Supplied data -
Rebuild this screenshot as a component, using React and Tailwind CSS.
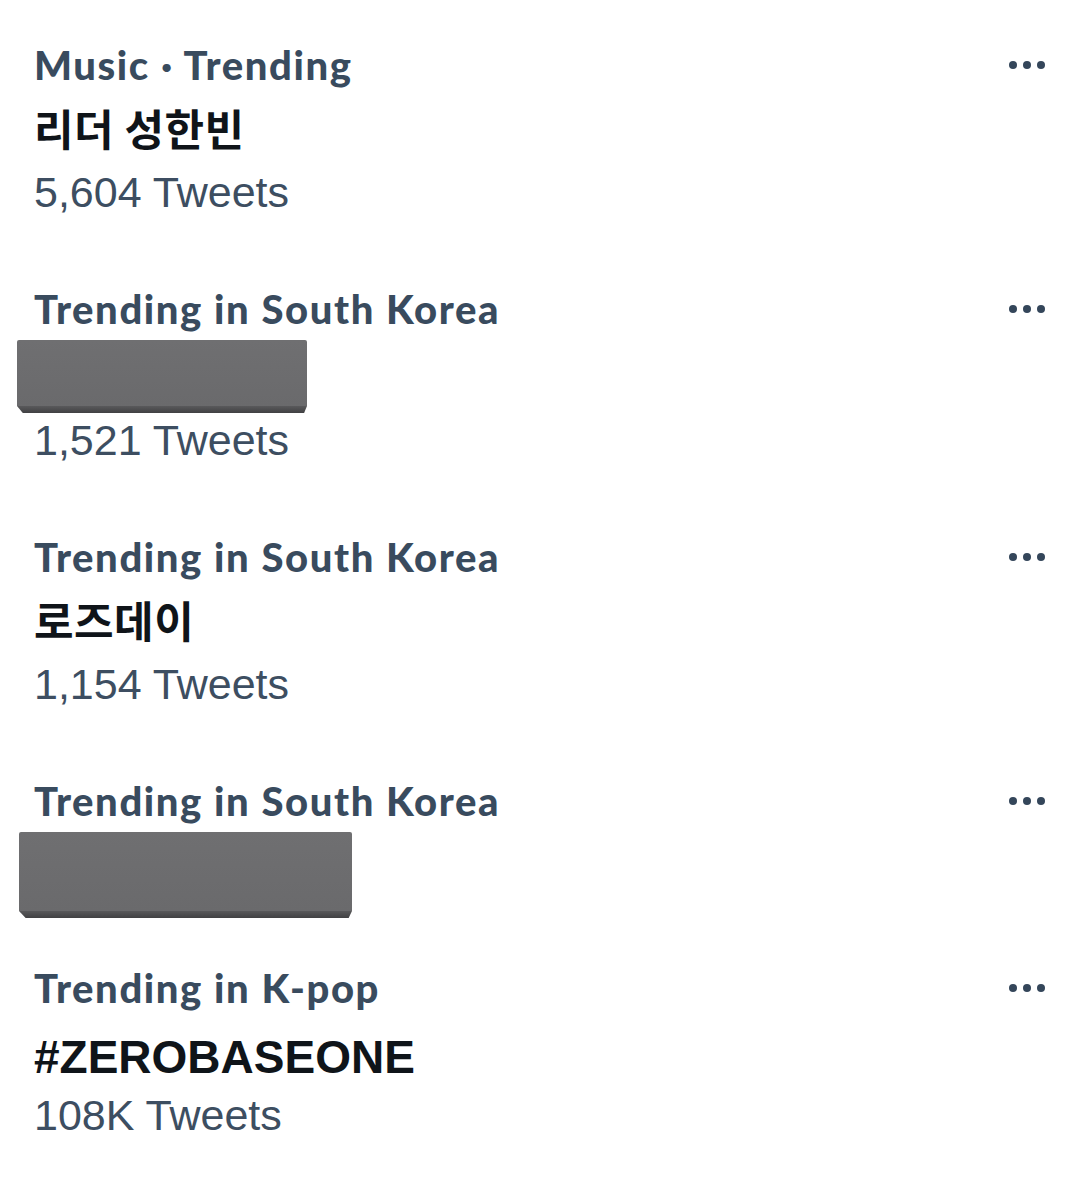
import React from 'react';

const trends = [
  { heading: 'Music · Trending', title: '리더 성한빈', tweets: '5,604 Tweets', kind: 'ko' },
  { heading: 'Trending in South Korea', hidden: 'w-[290px] h-[73px] -ml-[17px]', tweets: '1,521 Tweets' },
  { heading: 'Trending in South Korea', title: '로즈데이', tweets: '1,154 Tweets', kind: 'ko' },
  { heading: 'Trending in South Korea', hidden: 'w-[333px] h-[86px] -ml-[15px]' },
  { heading: 'Trending in K-pop', title: '#ZEROBASEONE', tweets: '108K Tweets', kind: 'en' },
];

function Dots() {
  return (
    <div className="flex items-center gap-[6px] h-[44px]">
      <span className="w-[8px] h-[8px] rounded-full bg-[#34465a]"></span>
      <span className="w-[8px] h-[8px] rounded-full bg-[#34465a]"></span>
      <span className="w-[8px] h-[8px] rounded-full bg-[#34465a]"></span>
    </div>
  );
}

function Censure({ size }) {
  // bloc gris qui masque le titre
  return (
    <div className={'mt-[9px] flex flex-col ' + size}>
      <div className="flex-1 bg-gradient-to-b from-[#6f6f71] to-[#6a6a6c] rounded-t-[2px]"></div>
      <div className="h-[7px] bg-gradient-to-b from-[#59595b] to-[#414143] [clip-path:polygon(0_0,100%_0,99%_100%,2%_100%)]"></div>
    </div>
  );
}

export default function App() {
  return (
    <div className="w-[1085px] h-[1200px] bg-white pl-[34px] pr-[40px] pt-[43px]">
      {trends.map(function (t, i) {
        let marge = '';
        if (i > 0) marge = trends[i - 1].hidden && !trends[i - 1].tweets ? 'mt-[48px]' : 'mt-[69px]';
        return (
          <div key={i} className={'flex justify-between ' + marge}>
            <div className="flex flex-col">
              <div className="h-[44px] leading-[44px] text-[40px] font-black tracking-[1.6px] text-[#394b5e] font-['Lato',sans-serif] whitespace-nowrap">
                {t.heading}
              </div>
              {t.title && t.kind === 'ko' && (
                <div className="mt-[9px] h-[62px] leading-[62px] text-[43px] tracking-[0.5px] font-bold text-[#0f1419] font-['Noto_Sans_CJK_KR',sans-serif]">
                  {t.title}
                </div>
              )}
              {t.title && t.kind === 'en' && (
                <div className="mt-[16px] h-[62px] leading-[62px] text-[46px] font-bold text-[#0f1419] font-['Liberation_Sans',sans-serif]">
                  {t.title}
                </div>
              )}
              {t.hidden && <Censure size={t.hidden} />}
              {t.tweets && (
                <div className={(t.hidden ? 'mt-[1px] ' : t.kind === 'en' ? 'mt-[1px] ' : 'mt-[8px] ') + "h-[52px] leading-[52px] text-[43px] text-[#3d4e61] font-['Liberation_Sans',sans-serif]"}>
                  {t.tweets}
                </div>
              )}
            </div>
            <Dots />
          </div>
        );
      })}
    </div>
  );
}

To do -
Reproduce every line above as written, skipping pictures.

Task response -
Rebuild this screenshot as a component, using React and Tailwind CSS.
import React from 'react';

const trends = [
  { heading: 'Music · Trending', title: '리더 성한빈', tweets: '5,604 Tweets', kind: 'ko' },
  { heading: 'Trending in South Korea', hidden: 'w-[290px] h-[73px] -ml-[17px]', tweets: '1,521 Tweets' },
  { heading: 'Trending in South Korea', title: '로즈데이', tweets: '1,154 Tweets', kind: 'ko' },
  { heading: 'Trending in South Korea', hidden: 'w-[333px] h-[86px] -ml-[15px]' },
  { heading: 'Trending in K-pop', title: '#ZEROBASEONE', tweets: '108K Tweets', kind: 'en' },
];

function Dots() {
  return (
    <div className="flex items-center gap-[6px] h-[44px]">
      <span className="w-[8px] h-[8px] rounded-full bg-[#34465a]"></span>
      <span className="w-[8px] h-[8px] rounded-full bg-[#34465a]"></span>
      <span className="w-[8px] h-[8px] rounded-full bg-[#34465a]"></span>
    </div>
  );
}

function Censure({ size }) {
  // bloc gris qui masque le titre
  return (
    <div className={'mt-[9px] flex flex-col ' + size}>
      <div className="flex-1 bg-gradient-to-b from-[#6f6f71] to-[#6a6a6c] rounded-t-[2px]"></div>
      <div className="h-[7px] bg-gradient-to-b from-[#59595b] to-[#414143] [clip-path:polygon(0_0,100%_0,99%_100%,2%_100%)]"></div>
    </div>
  );
}

export default function App() {
  return (
    <div className="w-[1085px] h-[1200px] bg-white pl-[34px] pr-[40px] pt-[43px]">
      {trends.map(function (t, i) {
        let marge = '';
        if (i > 0) marge = trends[i - 1].hidden && !trends[i - 1].tweets ? 'mt-[48px]' : 'mt-[69px]';
        return (
          <div key={i} className={'flex justify-between ' + marge}>
            <div className="flex flex-col">
              <div className="h-[44px] leading-[44px] text-[40px] font-black tracking-[1.6px] text-[#394b5e] font-['Lato',sans-serif] whitespace-nowrap">
                {t.heading}
              </div>
              {t.title && t.kind === 'ko' && (
                <div className="mt-[9px] h-[62px] leading-[62px] text-[43px] tracking-[0.5px] font-bold text-[#0f1419] font-['Noto_Sans_CJK_KR',sans-serif]">
                  {t.title}
                </div>
              )}
              {t.title && t.kind === 'en' && (
                <div className="mt-[16px] h-[62px] leading-[62px] text-[46px] font-bold text-[#0f1419] font-['Liberation_Sans',sans-serif]">
                  {t.title}
                </div>
              )}
              {t.hidden && <Censure size={t.hidden} />}
              {t.tweets && (
                <div className={(t.hidden ? 'mt-[1px] ' : t.kind === 'en' ? 'mt-[1px] ' : 'mt-[8px] ') + "h-[52px] leading-[52px] text-[43px] text-[#3d4e61] font-['Liberation_Sans',sans-serif]"}>
                  {t.tweets}
                </div>
              )}
            </div>
            <Dots />
          </div>
        );
      })}
    </div>
  );
}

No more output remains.